* [WHAT YOU HAVE TO DO] Pull out every line in the data that has the string "Write" in it.

* [INPUT]

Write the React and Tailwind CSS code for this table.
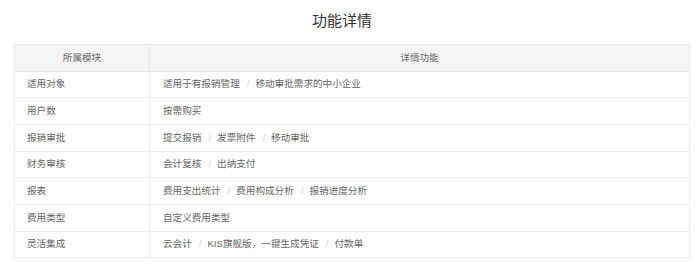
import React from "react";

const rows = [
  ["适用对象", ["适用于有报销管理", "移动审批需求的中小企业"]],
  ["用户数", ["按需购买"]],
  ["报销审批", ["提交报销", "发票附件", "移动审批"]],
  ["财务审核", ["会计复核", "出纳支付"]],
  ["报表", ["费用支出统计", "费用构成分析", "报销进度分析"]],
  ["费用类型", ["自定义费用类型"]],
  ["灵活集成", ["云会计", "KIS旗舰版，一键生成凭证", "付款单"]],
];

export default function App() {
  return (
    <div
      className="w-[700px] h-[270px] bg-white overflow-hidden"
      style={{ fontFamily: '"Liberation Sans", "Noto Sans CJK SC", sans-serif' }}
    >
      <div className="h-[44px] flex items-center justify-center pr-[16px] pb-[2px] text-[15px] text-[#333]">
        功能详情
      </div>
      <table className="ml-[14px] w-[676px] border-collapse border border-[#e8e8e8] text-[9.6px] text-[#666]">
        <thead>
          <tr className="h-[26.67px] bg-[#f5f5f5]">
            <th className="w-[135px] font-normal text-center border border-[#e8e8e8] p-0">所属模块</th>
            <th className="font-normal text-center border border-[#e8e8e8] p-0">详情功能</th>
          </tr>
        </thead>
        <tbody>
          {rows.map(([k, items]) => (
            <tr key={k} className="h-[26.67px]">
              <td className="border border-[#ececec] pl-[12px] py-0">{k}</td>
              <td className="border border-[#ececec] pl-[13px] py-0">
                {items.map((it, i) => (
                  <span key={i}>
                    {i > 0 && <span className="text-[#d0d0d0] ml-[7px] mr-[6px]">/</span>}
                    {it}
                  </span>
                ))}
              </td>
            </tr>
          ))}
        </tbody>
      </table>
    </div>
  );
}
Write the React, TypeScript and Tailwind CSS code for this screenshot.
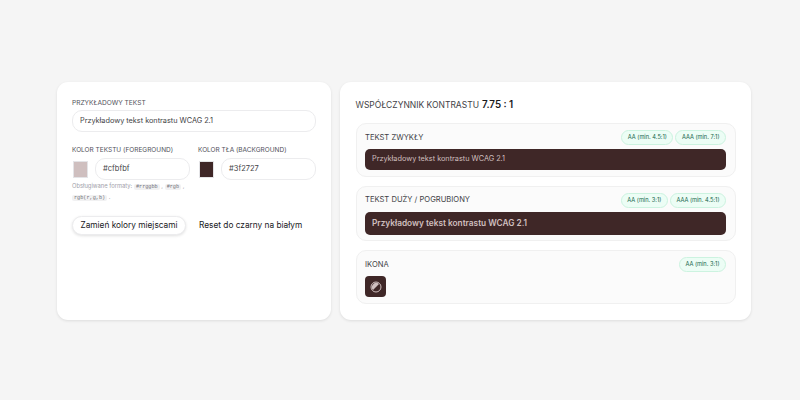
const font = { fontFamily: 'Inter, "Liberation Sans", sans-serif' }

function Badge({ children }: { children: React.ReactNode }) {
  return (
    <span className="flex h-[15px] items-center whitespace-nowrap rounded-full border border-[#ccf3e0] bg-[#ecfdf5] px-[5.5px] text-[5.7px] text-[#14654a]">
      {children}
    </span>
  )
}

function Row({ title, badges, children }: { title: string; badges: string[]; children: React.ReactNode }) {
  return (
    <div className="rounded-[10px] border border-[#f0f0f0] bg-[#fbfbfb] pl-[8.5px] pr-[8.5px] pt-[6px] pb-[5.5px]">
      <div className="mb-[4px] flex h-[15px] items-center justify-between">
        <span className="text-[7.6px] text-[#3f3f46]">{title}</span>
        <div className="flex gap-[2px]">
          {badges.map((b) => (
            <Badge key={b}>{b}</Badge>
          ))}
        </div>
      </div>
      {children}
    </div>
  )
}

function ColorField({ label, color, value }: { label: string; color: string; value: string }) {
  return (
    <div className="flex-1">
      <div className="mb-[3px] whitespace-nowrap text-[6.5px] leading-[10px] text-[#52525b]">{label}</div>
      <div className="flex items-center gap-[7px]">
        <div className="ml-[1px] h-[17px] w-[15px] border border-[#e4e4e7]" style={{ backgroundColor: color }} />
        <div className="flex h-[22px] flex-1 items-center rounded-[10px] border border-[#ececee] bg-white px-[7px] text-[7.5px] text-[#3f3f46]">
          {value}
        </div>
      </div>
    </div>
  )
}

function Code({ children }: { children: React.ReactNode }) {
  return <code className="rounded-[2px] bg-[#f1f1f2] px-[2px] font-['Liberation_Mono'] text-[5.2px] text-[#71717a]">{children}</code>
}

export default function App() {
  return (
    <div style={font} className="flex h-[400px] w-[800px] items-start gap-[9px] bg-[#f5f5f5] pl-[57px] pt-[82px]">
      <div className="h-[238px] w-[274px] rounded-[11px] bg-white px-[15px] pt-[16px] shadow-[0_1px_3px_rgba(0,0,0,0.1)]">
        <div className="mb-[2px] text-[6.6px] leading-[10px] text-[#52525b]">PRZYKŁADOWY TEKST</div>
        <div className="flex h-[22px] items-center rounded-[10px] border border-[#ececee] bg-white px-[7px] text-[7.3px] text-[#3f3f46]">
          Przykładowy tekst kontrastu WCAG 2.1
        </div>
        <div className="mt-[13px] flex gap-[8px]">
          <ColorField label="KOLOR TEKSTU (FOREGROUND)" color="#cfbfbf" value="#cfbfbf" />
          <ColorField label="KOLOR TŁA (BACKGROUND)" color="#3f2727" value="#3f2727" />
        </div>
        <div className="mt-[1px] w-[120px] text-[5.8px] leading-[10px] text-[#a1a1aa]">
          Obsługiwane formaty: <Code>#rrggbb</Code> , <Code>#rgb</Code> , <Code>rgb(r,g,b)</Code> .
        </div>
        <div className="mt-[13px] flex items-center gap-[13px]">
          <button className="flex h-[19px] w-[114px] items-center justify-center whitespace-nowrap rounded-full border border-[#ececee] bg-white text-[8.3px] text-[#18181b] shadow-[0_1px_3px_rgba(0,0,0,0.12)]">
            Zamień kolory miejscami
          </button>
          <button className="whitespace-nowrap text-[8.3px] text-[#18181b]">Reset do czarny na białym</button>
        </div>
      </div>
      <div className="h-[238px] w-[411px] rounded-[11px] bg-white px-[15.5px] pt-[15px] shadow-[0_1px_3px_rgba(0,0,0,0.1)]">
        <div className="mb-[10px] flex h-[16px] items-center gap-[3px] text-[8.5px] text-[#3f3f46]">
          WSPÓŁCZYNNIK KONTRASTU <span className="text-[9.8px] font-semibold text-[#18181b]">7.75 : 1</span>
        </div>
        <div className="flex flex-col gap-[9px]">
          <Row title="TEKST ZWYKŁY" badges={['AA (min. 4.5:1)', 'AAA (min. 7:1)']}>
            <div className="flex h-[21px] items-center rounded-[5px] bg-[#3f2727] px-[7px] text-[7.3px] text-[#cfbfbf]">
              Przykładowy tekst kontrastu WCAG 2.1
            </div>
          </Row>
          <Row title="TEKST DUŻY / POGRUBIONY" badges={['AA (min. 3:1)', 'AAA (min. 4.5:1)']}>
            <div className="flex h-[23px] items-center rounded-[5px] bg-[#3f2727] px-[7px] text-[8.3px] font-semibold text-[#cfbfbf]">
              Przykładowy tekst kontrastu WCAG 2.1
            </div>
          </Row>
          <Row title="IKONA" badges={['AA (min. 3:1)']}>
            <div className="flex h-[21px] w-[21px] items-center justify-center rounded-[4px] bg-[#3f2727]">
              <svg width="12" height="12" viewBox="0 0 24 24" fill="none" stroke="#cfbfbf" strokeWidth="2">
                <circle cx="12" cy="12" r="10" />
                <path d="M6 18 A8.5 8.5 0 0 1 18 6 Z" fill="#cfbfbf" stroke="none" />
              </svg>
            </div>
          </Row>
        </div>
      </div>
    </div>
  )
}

* [REPLY]
Write the React and Tailwind CSS code for this table.
Write the React, TypeScript and Tailwind CSS code for this screenshot.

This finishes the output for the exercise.